Are you looking for BSE Options Quiz On Commodity Derivatives Answers (BSE World Investor Week)? As you know Securities Market Regulator – SEBI, is a member of the International Organization of Securities Commissions (I0SCO).

Every year, the world over, World Investor Week is celebrated under the aegis of I0SCO, in order to give further impetus to the various investor education and awareness initiatives. SEBI has been participating in celebrations along with the exchanges, depositories, investor associations, commodity derivative trainers, resource persons, etc – since 2017.

As a part of this celebration, BSE Investors’ Protection Fund has also planned many activities during this week, and one of them is the quiz. Where participants can win cash prizes just by answering some simple MCQ questions. You can also visit the official page for quiz registration

BSE Quiz On Commodity Derivatives Answers (BSE World Investor Week Solution)

BSE Futures Quiz On Commodity Derivatives Answers

1. Which among the given alternatives, is a correct definition of an Option Contract?

  1. An option is a contract which gives holder right to buy or sell (but not obligation) of underlying asset at a fixed price within a specified period of time
  2. An option is a contract which gives holder right to buy or sell of underlying asset at a market price within a specified period of time
  3. An option is a contract which gives holder right to buy or sell (but not obligation) of underlying asset at a fixed price.
  4. An option is contract which gives holder right to buy or sell of underlying asset at a negotiable price

2. Which is the correct definition of call option?

  1. Call options are financial contracts that give the option holder the right, but not the obligation, to buy a stock, bond, commodity or other asset or instrument at a specified price within a specific time period.
  2. Call options are financial contracts that give the option buyer the right, to buy a stock, bond, commodity or other asset or instrument at a specified price within a specific time period.
  3. Call options are financial contracts that give the option buyer the right, but not the obligation, to buy a stock, bond, commodity or other asset or instrument at market price
  4. Call options are financial contracts that give the option buyer the right, but not the obligation, to buy a stock, bond, commodity or other asset or instrument at a negotiated price between buyer and seller within specified time period

3. Which among the given options, defines put option correctly

  1. It is an option contract in which the holder has the right (but not the obligation) to sell a specified quantity at a specified price (strike price) within a fixed period of time (until its expiration).
  2. It is an option contract in which the holder has the right to sell a specified quantity at a specified price (strike price) any day during contract period.
  3. It is an option contract in which the holder has the right (but not the obligation) to sell a specified quantity of underlying asset at a specified price (strike price) within a specific time period
  4. It is an option contract in which the holder has the right to sell a quantity at mutually agreed price

4. How is an option contract strikingly different from forward/futures contract?

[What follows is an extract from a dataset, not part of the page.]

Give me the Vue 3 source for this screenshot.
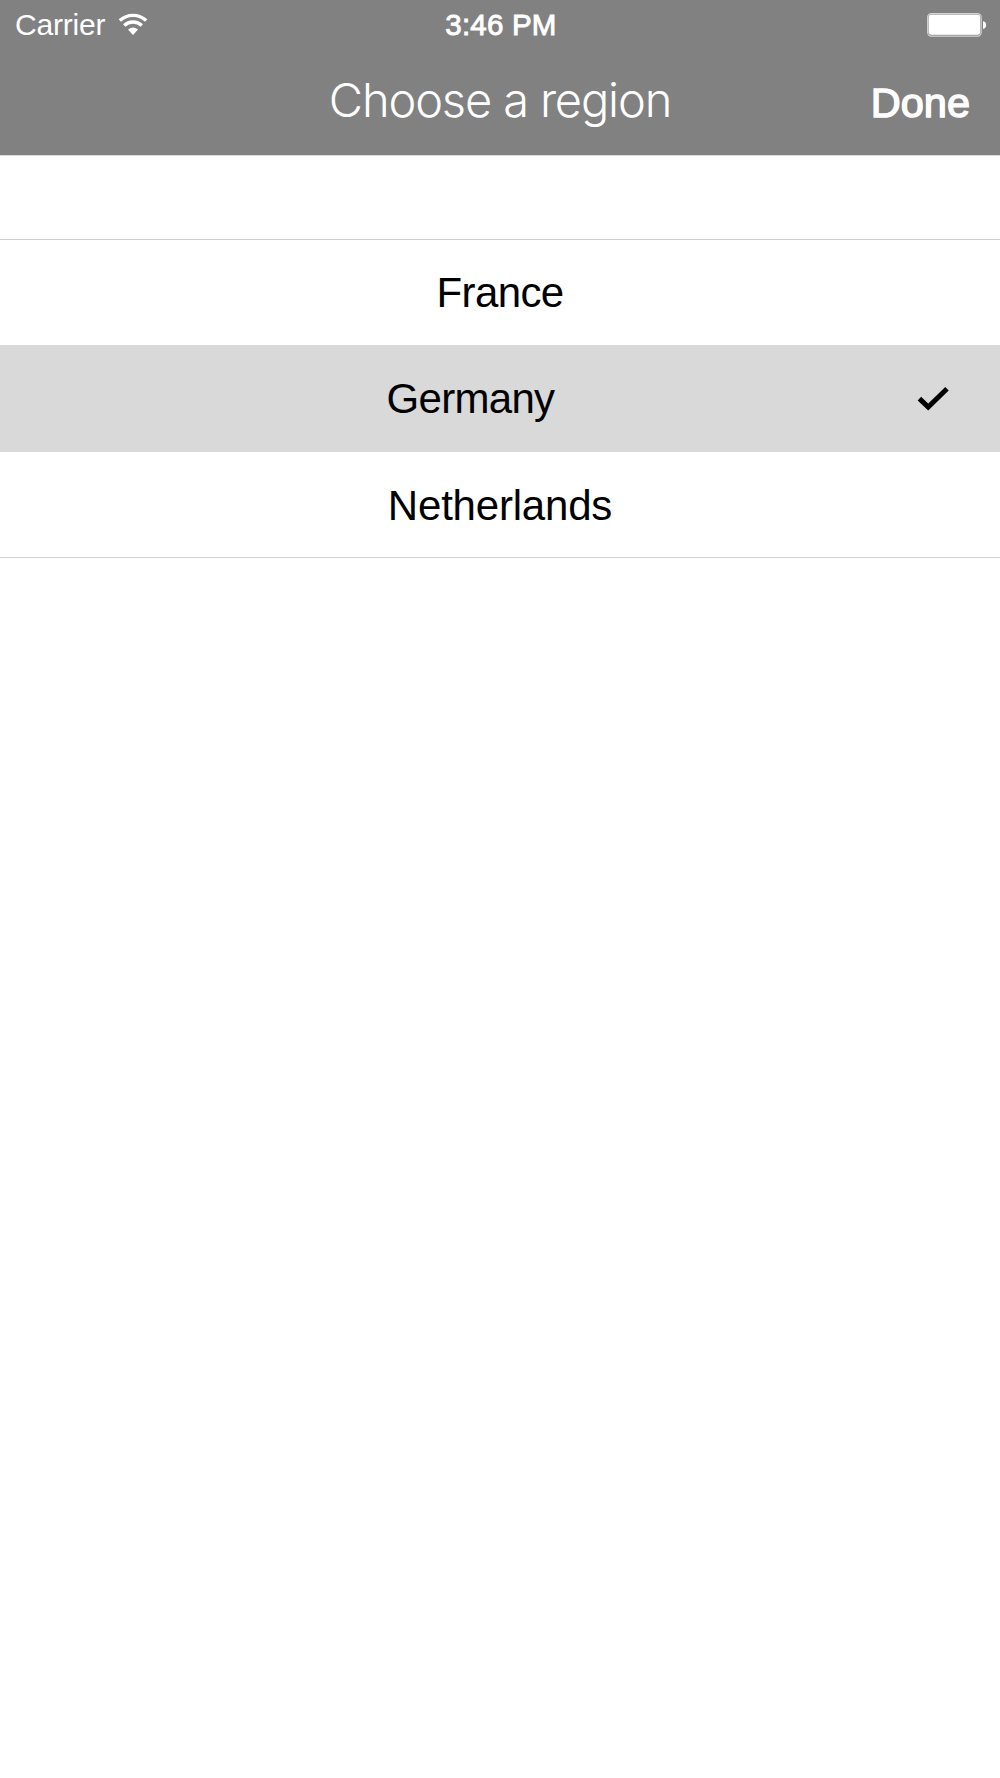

  1. In forward/futures, both the parties have a binding commitment, which is not in option
  2. In forward/futures, both the parties have a binding commitment, however in options only option seller has obligation whereas option buyer has choice
  3. In forward/futures, only seller has obligation whereas in option both the parties have a binding commitment
  4. It is pre-decided price at which option contract to be bought or sold

5. Who is writer of the option?

  1. One who sells option by charging premium from option buyers and take obligation to fulfil commitment in case buyer exercises the option
  2. One who takes short open position /seller
  3. Both buyer as well as seller
  4. none of these

6. What do you understand by strike price?

  1. It is price at which call option is entered into
  2. It is pre-decided price at which option buyer is eligible to buy or sell the underlying asset
  3. It is pre-decided price and part of contract specifications, at which option buyer is eligible to buy or sell the underlying asset
  4. It is mutually agreed price at which both put and call options are entered into

7. What is expiration date?

  1. It is last day on which either option contract is exercised or it lapses
  2. It is last day on which futures contract expires
  3. It is last day of the contract on which spot and futures merged into each other
  4. None of these

8. What is exercise date?

  1. The day on which both futures and option contracts are entered into
  2. The day on which forward contracts are entered into
  3. The date on which option is actually exercised by the option holder
  4. A day on which holder can acquire position in the underlying futures contract

9. What is option premium?

  1. It is mutually agreed price at which both put and call options are entered into
  2. It is pre-decided price at which option buyer is eligible to buy or sell the underlying asset
  3. It is the price (cost) paid by option buyer to the option seller to acquire the right to buy the underlying at a specific exercise price
  4. None of these

10. Which among the given options, is not a commodity as underlying for trading in the option?

  1. zinc
  2. crude oil
  3. currency
  4. soybean

11. How does one refer to risk that a commodity futures price will move differently from that of its underlying physical commodity?

  1. Premium risk
  2. Spread risk
  3. margin risk
  4. basis risk

12. Deep in the money commodity call options on exercise gives the option buyer

  1. Long position in the underlying futures
  2. Short position in the underlying commodity futures
  3. Short position in the underlying physical commodity
  4. None of these

13. What option contract buyer acquires?

  1. A right but not an obligation
  2. A right and an obligation
  3. an obligation but not a right
  4. Neither a right nor an obligation

14. Which option gives option buyer zero or close to zero cash flow, if it were exercised immediately?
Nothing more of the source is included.